Task requirements:
Tally the lines in the listing below that contain "page" and report the tally alone.

Source excerpt:
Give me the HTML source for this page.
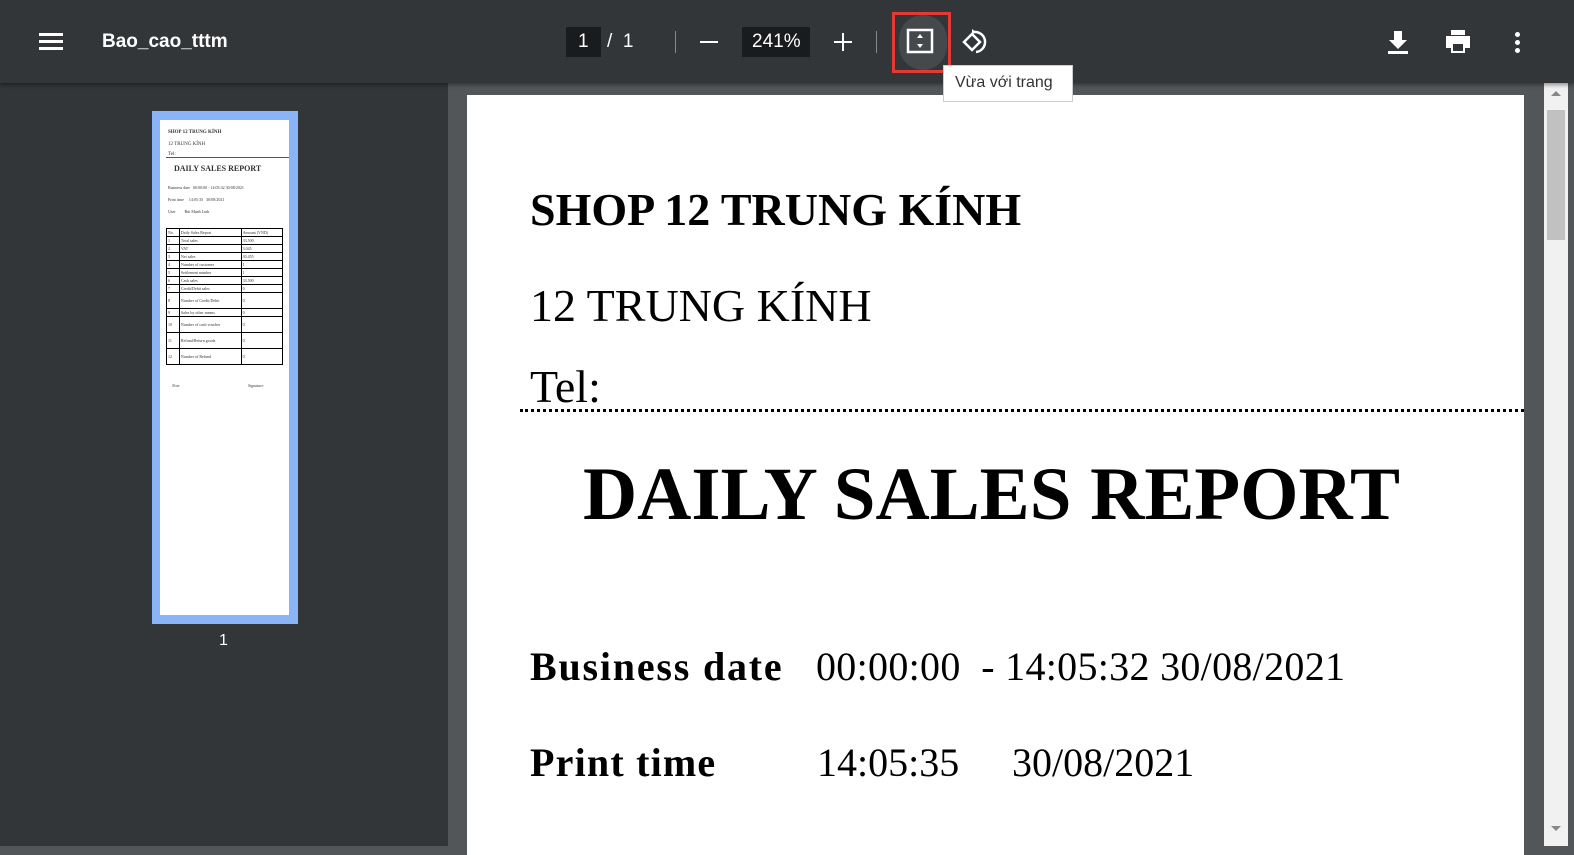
<!DOCTYPE html>
<html><head><meta charset="utf-8"><style>
*{margin:0;padding:0;box-sizing:border-box}
body{width:1574px;height:846px;overflow:hidden;background:#525659;font-family:"Liberation Sans",sans-serif;position:relative}
.tb{position:absolute;left:0;top:0;width:1574px;height:83px;background:#323639;box-shadow:0 2px 4px rgba(0,0,0,.4);z-index:5;color:#fff}
.side{position:absolute;left:0;top:83px;width:448px;height:763px;background:#323639}
.page{position:absolute;left:467px;top:95px;width:1057px;height:760px;background:#fff;font-family:"Liberation Serif",serif;color:#000}
.abs{position:absolute}
.scroll{position:absolute;left:1544px;top:83px;width:24px;height:763px;background:#f1f1f1}
.thumb{position:absolute;left:152px;top:111px;width:146px;height:513px;background:#8ab4f8}
.tin{position:absolute;left:8px;top:9px;width:129px;height:495px;background:#fff;font-family:"Liberation Serif",serif;font-size:5px;color:#333}
table{border-collapse:collapse}
td{border:1px solid #000;font-size:4px;height:8px;padding:0 1px}
</style></head><body>
<div class="tb">
 <div class="abs" style="left:39px;top:33px;width:24px;height:3px;background:#fff"></div>
 <div class="abs" style="left:39px;top:40px;width:24px;height:3px;background:#fff"></div>
 <div class="abs" style="left:39px;top:47px;width:24px;height:3px;background:#fff"></div>
 <div class="abs" style="left:102px;top:31px;font-size:19px;font-weight:bold">Bao_cao_tttm</div>
 <div class="abs" style="left:566px;top:27px;width:35px;height:30px;background:#191b1c"></div>
 <div class="abs" style="left:578px;top:31px;font-size:19px">1</div>
 <div class="abs" style="left:607px;top:31px;font-size:19px">/&nbsp;&nbsp;1</div>
 <div class="abs" style="left:675px;top:31px;width:1px;height:22px;background:#888"></div>
 <div class="abs" style="left:700px;top:41px;width:18px;height:2px;background:#fff"></div>
 <div class="abs" style="left:742px;top:27px;width:68px;height:30px;background:#191b1c"></div>
 <div class="abs" style="left:752px;top:31px;font-size:19px">241%</div>
 <div class="abs" style="left:834px;top:41px;width:18px;height:2px;background:#fff"></div>
 <div class="abs" style="left:842px;top:33px;width:2px;height:18px;background:#fff"></div>
 <div class="abs" style="left:876px;top:31px;width:1px;height:22px;background:#888"></div>
 <div class="abs" style="left:899px;top:15px;width:48px;height:55px;border-radius:24px;background:#46494c"></div>
 <div class="abs" style="left:892px;top:12px;width:59px;height:61px;border:3px solid #e53935"></div>
 <svg class="abs" style="left:906px;top:28px" width="30" height="28" viewBox="0 0 30 28"><rect x="2" y="2" width="24" height="22" fill="none" stroke="#fff" stroke-width="2.5"/><path d="M14 6l-3 4h6zM14 20l-3-4h6z" fill="#fff"/></svg>
 <svg class="abs" style="left:960px;top:27px" width="30" height="30" viewBox="0 0 30 30"><path d="M4 15l8-8 8 8-8 8z" fill="none" stroke="#fff" stroke-width="2.5"/><path d="M14 5a10 10 0 1 1 2 20" fill="none" stroke="#fff" stroke-width="2.5"/><path d="M12 2l4 3-4 3z" fill="#fff"/></svg>
 <svg class="abs" style="left:1386px;top:29px" width="24" height="26" viewBox="0 0 24 26"><path d="M8 2h8v9h5l-9 9-9-9h5z M2 22h20v3H2z" fill="#fff"/></svg>
 <svg class="abs" style="left:1444px;top:28px" width="28" height="26" viewBox="0 0 28 26"><path d="M7 2h14v5H7zM2 8h24v12h-5v5H7v-5H2zM9 16v7h10v-7z" fill="#fff"/></svg>
 <div class="abs" style="left:1515px;top:32px;width:5px;height:5px;border-radius:3px;background:#fff"></div>
 <div class="abs" style="left:1515px;top:40px;width:5px;height:5px;border-radius:3px;background:#fff"></div>
 <div class="abs" style="left:1515px;top:48px;width:5px;height:5px;border-radius:3px;background:#fff"></div>
</div>
<div class="abs" style="left:943px;top:65px;width:130px;height:37px;background:#fff;border:1px solid #ccc;z-index:6;font-size:16px;color:#333;padding:8px 0 0 11px">Vừa với trang</div>
<div class="side">
</div>
<div class="thumb"><div class="tin">
 <div class="abs" style="left:8px;top:10px;font-weight:bold">SHOP 12 TRUNG KÍNH</div>
 <div class="abs" style="left:8px;top:22px">12 TRUNG KÍNH</div>
 <div class="abs" style="left:8px;top:32px">Tel:</div>
 <div class="abs" style="left:6px;top:37px;width:123px;border-top:1px solid #555"></div>
 <div class="abs" style="left:14px;top:44px;font-weight:bold;font-size:8px">DAILY SALES REPORT</div>
 <div class="abs" style="left:8px;top:65px;font-size:4px">Business date &nbsp; 00:00:00 - 14:05:32 30/08/2021</div>
 <div class="abs" style="left:8px;top:77px;font-size:4px">Print time &nbsp;&nbsp;&nbsp; 14:05:35 &nbsp; 30/08/2021</div>
 <div class="abs" style="left:8px;top:89px;font-size:4px">User &nbsp;&nbsp;&nbsp;&nbsp;&nbsp;&nbsp;&nbsp; Bùi Mạnh Linh</div>
 <table class="abs" style="left:6px;top:108px;width:117px">
  <tr><td>No.</td><td>Daily Sales Report</td><td>Amount (VND)</td></tr>
  <tr><td>1</td><td>Total sales</td><td>33.500</td></tr><tr><td>2</td><td>VAT</td><td>3.045</td></tr>
  <tr><td>3</td><td>Net sales</td><td>30.455</td></tr><tr><td>4</td><td>Number of customer</td><td>1</td></tr>
  <tr><td>5</td><td>Settlement number</td><td>1</td></tr><tr><td>6</td><td>Cash sales</td><td>33.500</td></tr>
  <tr><td>7</td><td>Credit/Debit sales</td><td>0</td></tr><tr><td style="height:16px">8</td><td>Number of Credit/Debit</td><td>0</td></tr>
  <tr><td>9</td><td>Sales by other means</td><td>0</td></tr><tr><td style="height:16px">10</td><td>Number of cash voucher</td><td>0</td></tr>
  <tr><td style="height:16px">11</td><td>Refund/Return goods</td><td>0</td></tr><tr><td style="height:16px">12</td><td>Number of Refund</td><td>0</td></tr>
 </table>
 <div class="abs" style="left:12px;top:263px;font-style:italic;font-size:4px">Note</div>
 <div class="abs" style="left:88px;top:263px;font-style:italic;font-size:4px">Signature</div>
</div></div>
<div class="abs" style="left:219px;top:632px;color:#fff;font-size:16px">1</div>
<div class="page">
 <div class="abs" style="left:63px;top:88px;font-size:46px;font-weight:bold">SHOP 12 TRUNG KÍNH</div>
 <div class="abs" style="left:63px;top:184px;font-size:46px">12 TRUNG KÍNH</div>
 <div class="abs" style="left:63px;top:265px;font-size:46px">Tel:</div>
 <div class="abs" style="left:53px;top:314px;width:1004px;border-top:3px dotted #000"></div>
 <div class="abs" style="left:116px;top:357px;font-size:75px;font-weight:bold">DAILY SALES REPORT</div>
 <div class="abs" style="left:63px;top:548px;font-size:40px;font-weight:bold;letter-spacing:1.8px">Business date</div>
 <div class="abs" style="left:349px;top:548px;font-size:40px;letter-spacing:0.3px">00:00:00 &nbsp;- 14:05:32 30/08/2021</div>
 <div class="abs" style="left:63px;top:644px;font-size:40px;font-weight:bold;letter-spacing:1.2px">Print time</div>
 <div class="abs" style="left:350px;top:644px;font-size:40px">14:05:35</div>
 <div class="abs" style="left:545px;top:644px;font-size:40px">30/08/2021</div>
</div>
<div class="scroll">
 <div class="abs" style="left:3px;top:27px;width:18px;height:130px;background:#c1c1c1"></div>
 <div class="abs" style="left:7px;top:8px;border:5px solid transparent;border-bottom-color:#888;border-top:0"></div>
 <div class="abs" style="left:7px;top:743px;border:5px solid transparent;border-top-color:#888;border-bottom:0"></div>
</div>
</body></html>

Exercise output:
3